Work to do> A verbatim copy is needed of the lines from the one containing "Emit a component" down to the one containing "const TILE = 180;", inclusive. Print it with no pictures.

Input rows>
[Begin]
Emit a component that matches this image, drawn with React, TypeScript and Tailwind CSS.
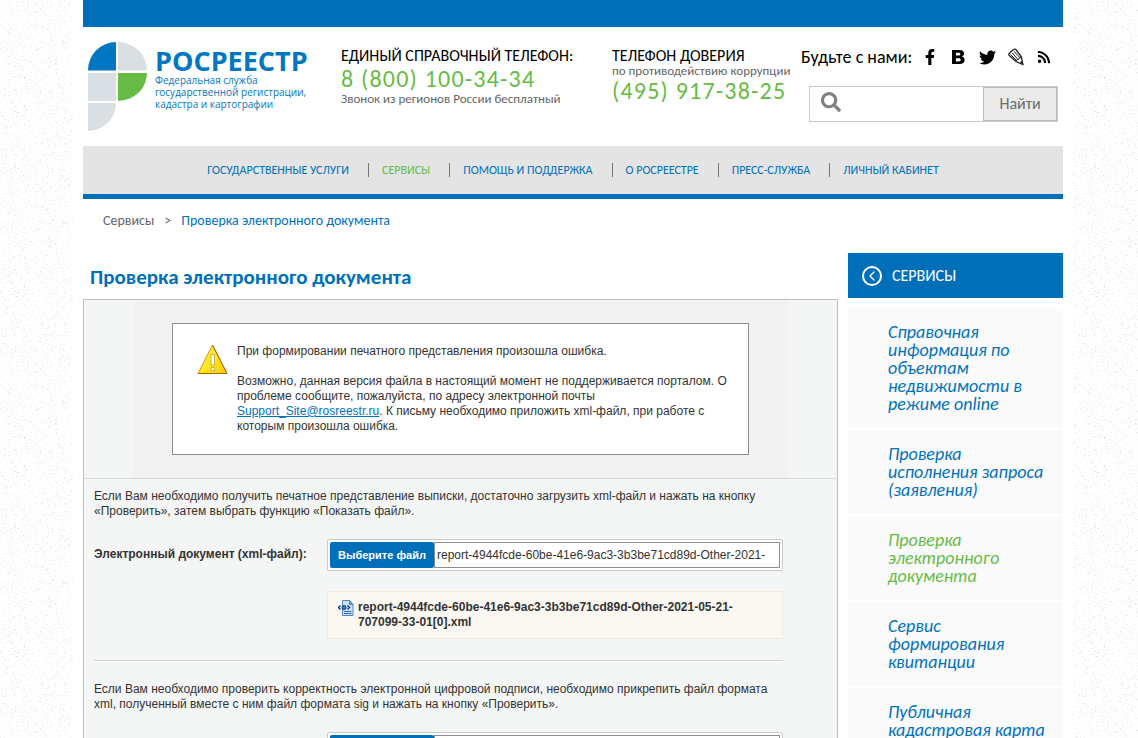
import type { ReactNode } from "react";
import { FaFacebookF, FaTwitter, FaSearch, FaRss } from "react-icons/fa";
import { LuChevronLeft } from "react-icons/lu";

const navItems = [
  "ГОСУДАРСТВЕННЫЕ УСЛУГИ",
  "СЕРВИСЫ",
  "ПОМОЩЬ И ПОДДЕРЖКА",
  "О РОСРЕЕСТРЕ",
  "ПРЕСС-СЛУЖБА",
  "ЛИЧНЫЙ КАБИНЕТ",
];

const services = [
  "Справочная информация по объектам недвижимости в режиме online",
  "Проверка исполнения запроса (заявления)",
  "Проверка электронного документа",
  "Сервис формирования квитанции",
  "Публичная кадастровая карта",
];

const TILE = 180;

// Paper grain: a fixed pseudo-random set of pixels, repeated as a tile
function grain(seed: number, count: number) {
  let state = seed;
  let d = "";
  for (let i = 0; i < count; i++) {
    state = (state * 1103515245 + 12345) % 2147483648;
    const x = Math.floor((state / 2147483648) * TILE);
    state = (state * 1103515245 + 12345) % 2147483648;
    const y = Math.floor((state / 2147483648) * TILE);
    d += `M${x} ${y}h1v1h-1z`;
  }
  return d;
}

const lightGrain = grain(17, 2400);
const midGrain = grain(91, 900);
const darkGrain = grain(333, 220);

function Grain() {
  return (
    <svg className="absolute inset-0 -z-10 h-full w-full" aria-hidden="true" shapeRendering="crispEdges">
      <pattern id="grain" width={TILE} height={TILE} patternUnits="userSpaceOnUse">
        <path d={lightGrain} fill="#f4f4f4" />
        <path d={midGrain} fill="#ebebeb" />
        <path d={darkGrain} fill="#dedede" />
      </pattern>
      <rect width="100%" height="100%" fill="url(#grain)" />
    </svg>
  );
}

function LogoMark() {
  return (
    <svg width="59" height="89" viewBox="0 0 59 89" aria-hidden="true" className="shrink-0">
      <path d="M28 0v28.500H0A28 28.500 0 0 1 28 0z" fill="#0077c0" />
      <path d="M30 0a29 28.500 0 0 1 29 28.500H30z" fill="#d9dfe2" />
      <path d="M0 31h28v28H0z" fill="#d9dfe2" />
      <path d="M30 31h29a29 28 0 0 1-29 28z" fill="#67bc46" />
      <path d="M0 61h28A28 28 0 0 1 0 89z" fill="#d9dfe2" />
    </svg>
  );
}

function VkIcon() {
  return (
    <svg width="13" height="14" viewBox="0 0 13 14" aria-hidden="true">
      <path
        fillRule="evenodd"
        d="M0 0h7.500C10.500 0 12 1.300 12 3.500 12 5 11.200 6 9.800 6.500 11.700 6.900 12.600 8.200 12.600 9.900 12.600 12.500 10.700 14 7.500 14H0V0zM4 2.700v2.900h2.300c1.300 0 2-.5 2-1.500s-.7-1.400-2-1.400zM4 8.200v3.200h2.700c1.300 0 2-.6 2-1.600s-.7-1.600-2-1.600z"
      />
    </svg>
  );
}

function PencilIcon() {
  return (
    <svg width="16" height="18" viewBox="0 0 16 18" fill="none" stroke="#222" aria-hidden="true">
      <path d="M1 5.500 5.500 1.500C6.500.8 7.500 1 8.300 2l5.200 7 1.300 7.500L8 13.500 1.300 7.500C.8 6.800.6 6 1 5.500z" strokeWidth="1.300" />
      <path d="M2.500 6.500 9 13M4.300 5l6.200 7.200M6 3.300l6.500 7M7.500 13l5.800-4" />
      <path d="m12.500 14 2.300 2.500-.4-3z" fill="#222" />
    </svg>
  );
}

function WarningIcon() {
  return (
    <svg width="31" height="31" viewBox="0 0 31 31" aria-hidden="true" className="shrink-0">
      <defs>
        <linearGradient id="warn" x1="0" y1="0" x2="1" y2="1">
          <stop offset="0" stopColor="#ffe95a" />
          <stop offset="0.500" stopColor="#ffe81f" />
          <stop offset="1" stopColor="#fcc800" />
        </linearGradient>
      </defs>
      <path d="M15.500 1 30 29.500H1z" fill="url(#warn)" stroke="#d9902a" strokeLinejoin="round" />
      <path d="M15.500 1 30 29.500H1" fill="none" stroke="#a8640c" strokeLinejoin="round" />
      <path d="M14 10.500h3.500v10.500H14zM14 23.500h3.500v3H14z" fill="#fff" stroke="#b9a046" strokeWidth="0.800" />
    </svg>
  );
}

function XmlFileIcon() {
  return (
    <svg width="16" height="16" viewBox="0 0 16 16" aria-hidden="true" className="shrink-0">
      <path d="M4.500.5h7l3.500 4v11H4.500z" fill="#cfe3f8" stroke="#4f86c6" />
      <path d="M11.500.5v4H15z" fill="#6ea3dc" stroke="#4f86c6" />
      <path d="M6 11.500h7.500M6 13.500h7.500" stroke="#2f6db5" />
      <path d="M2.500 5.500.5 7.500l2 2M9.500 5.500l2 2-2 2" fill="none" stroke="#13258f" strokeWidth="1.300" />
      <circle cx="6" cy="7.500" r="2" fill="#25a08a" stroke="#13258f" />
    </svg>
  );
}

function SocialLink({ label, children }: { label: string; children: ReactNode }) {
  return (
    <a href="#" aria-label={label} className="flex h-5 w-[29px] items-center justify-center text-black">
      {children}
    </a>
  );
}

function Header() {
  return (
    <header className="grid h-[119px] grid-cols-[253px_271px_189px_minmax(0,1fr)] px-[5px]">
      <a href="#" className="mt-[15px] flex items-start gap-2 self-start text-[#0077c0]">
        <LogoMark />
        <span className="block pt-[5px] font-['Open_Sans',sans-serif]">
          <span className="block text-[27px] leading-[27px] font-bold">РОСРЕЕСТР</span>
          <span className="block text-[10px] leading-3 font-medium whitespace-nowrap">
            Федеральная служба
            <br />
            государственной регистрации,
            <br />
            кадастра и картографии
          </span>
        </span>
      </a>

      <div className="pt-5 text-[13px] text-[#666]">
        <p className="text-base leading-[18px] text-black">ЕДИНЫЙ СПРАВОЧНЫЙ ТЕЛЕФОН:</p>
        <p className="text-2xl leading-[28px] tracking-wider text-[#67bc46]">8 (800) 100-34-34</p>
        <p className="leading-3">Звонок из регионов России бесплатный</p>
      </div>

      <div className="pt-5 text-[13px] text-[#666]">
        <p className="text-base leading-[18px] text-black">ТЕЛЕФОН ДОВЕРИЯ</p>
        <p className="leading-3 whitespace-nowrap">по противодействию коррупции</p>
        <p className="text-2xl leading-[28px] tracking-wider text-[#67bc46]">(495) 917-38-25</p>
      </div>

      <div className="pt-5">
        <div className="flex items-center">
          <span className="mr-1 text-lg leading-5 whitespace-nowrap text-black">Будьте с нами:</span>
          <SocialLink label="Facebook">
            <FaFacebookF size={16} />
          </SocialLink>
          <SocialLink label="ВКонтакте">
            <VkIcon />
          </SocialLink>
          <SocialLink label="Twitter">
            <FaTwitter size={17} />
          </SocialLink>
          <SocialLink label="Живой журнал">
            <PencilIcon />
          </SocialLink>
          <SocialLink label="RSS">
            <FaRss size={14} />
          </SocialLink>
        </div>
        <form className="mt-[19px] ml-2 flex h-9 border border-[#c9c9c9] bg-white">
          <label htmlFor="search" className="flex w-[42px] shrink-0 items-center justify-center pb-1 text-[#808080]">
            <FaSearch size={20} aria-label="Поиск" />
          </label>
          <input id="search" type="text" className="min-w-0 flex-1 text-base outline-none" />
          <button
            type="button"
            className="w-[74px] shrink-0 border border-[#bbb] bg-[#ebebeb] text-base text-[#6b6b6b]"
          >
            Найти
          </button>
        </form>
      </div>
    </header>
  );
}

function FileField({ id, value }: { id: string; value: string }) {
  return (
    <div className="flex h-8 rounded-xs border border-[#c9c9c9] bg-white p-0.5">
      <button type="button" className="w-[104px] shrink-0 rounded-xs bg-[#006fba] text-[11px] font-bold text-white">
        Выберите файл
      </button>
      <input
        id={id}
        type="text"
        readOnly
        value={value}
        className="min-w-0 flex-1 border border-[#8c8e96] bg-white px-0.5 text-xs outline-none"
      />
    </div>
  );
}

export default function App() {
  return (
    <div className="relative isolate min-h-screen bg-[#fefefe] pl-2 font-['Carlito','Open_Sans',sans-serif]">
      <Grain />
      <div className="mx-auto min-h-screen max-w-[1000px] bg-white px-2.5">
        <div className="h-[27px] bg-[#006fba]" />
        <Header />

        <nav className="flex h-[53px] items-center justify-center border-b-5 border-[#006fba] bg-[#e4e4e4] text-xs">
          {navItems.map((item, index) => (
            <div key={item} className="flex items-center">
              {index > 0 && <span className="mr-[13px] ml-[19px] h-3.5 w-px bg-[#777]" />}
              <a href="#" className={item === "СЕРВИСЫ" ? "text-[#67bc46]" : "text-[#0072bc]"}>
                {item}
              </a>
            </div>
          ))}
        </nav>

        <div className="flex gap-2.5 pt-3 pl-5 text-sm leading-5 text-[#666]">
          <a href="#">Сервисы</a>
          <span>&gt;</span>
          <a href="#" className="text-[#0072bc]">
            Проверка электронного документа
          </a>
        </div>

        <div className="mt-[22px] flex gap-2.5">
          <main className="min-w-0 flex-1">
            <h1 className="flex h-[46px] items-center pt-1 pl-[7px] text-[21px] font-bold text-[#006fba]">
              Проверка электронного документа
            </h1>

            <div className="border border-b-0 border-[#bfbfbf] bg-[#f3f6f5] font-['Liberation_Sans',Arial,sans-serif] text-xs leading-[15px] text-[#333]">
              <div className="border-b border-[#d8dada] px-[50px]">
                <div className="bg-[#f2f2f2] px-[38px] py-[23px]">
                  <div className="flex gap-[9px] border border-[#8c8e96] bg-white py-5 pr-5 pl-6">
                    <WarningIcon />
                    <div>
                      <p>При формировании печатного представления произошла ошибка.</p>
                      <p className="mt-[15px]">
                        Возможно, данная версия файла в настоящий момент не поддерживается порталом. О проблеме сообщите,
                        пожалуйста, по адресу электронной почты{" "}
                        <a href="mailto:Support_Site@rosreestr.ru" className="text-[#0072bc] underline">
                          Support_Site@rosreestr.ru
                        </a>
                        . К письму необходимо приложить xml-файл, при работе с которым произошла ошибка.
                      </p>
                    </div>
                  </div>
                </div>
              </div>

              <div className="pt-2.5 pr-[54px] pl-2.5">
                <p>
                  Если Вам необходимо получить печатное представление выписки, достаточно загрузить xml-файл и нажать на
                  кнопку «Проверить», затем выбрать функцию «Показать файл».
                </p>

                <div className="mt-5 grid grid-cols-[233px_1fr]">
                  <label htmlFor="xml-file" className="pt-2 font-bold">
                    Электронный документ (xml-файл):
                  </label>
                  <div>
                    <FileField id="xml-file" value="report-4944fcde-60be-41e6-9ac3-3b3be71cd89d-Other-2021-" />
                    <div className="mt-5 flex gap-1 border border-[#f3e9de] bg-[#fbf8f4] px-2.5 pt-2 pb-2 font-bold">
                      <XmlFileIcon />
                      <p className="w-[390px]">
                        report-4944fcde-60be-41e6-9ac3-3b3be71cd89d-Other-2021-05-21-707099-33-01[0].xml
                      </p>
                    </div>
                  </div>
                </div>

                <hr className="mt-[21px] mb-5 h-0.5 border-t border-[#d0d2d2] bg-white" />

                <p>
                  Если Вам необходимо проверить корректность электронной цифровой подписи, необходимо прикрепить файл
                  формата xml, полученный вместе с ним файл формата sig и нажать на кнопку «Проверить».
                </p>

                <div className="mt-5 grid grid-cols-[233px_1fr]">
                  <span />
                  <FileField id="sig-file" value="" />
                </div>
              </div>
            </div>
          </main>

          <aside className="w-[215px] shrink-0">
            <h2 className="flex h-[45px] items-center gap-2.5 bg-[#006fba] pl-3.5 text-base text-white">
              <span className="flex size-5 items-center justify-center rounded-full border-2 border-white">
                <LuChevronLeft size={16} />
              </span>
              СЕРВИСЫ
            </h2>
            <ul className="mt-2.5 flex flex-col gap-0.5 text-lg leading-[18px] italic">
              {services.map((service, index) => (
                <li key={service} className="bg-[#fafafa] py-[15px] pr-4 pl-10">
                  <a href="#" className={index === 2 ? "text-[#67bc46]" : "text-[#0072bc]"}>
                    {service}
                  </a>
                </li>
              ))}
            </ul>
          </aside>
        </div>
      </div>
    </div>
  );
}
[End]
[Begin]
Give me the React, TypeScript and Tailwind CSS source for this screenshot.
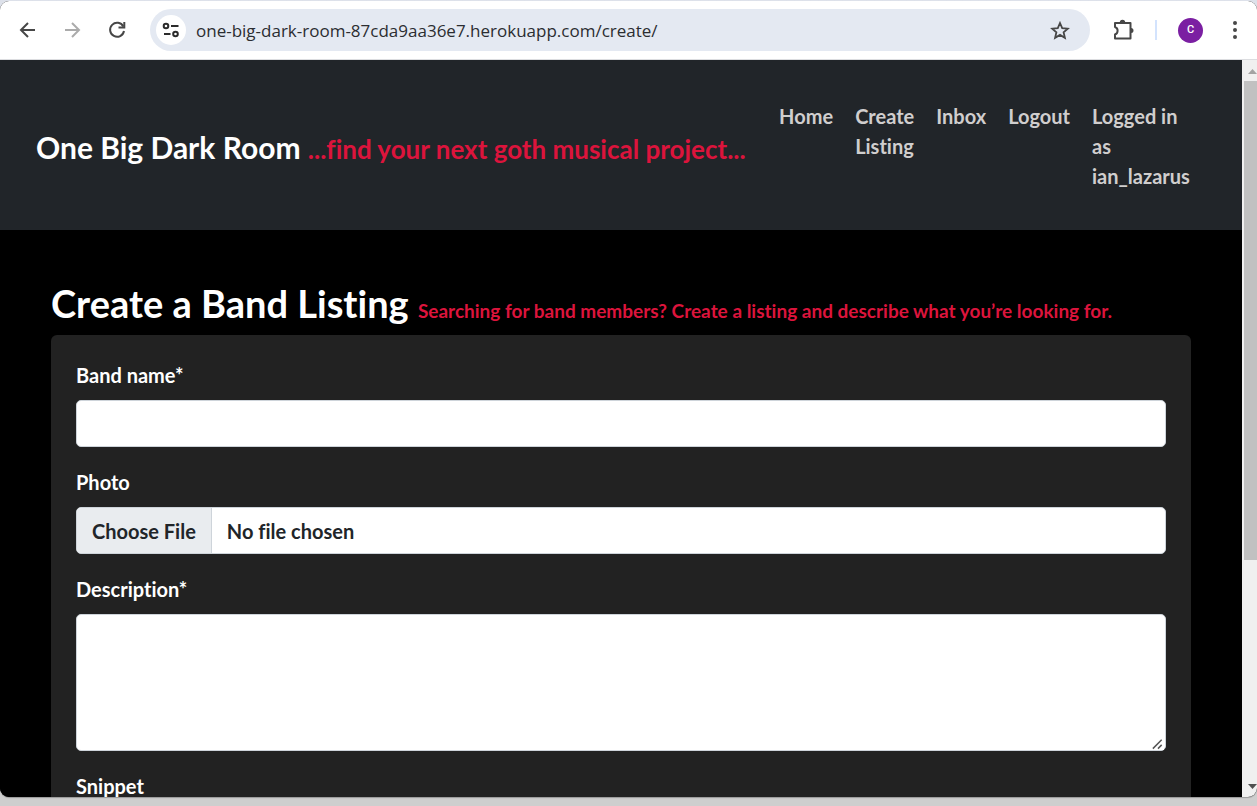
[End]
Reply to the task>
Emit a component that matches this image, drawn with React, TypeScript and Tailwind CSS.
import type { ReactNode } from "react";
import { FaFacebookF, FaTwitter, FaSearch, FaRss } from "react-icons/fa";
import { LuChevronLeft } from "react-icons/lu";

const navItems = [
  "ГОСУДАРСТВЕННЫЕ УСЛУГИ",
  "СЕРВИСЫ",
  "ПОМОЩЬ И ПОДДЕРЖКА",
  "О РОСРЕЕСТРЕ",
  "ПРЕСС-СЛУЖБА",
  "ЛИЧНЫЙ КАБИНЕТ",
];

const services = [
  "Справочная информация по объектам недвижимости в режиме online",
  "Проверка исполнения запроса (заявления)",
  "Проверка электронного документа",
  "Сервис формирования квитанции",
  "Публичная кадастровая карта",
];

const TILE = 180;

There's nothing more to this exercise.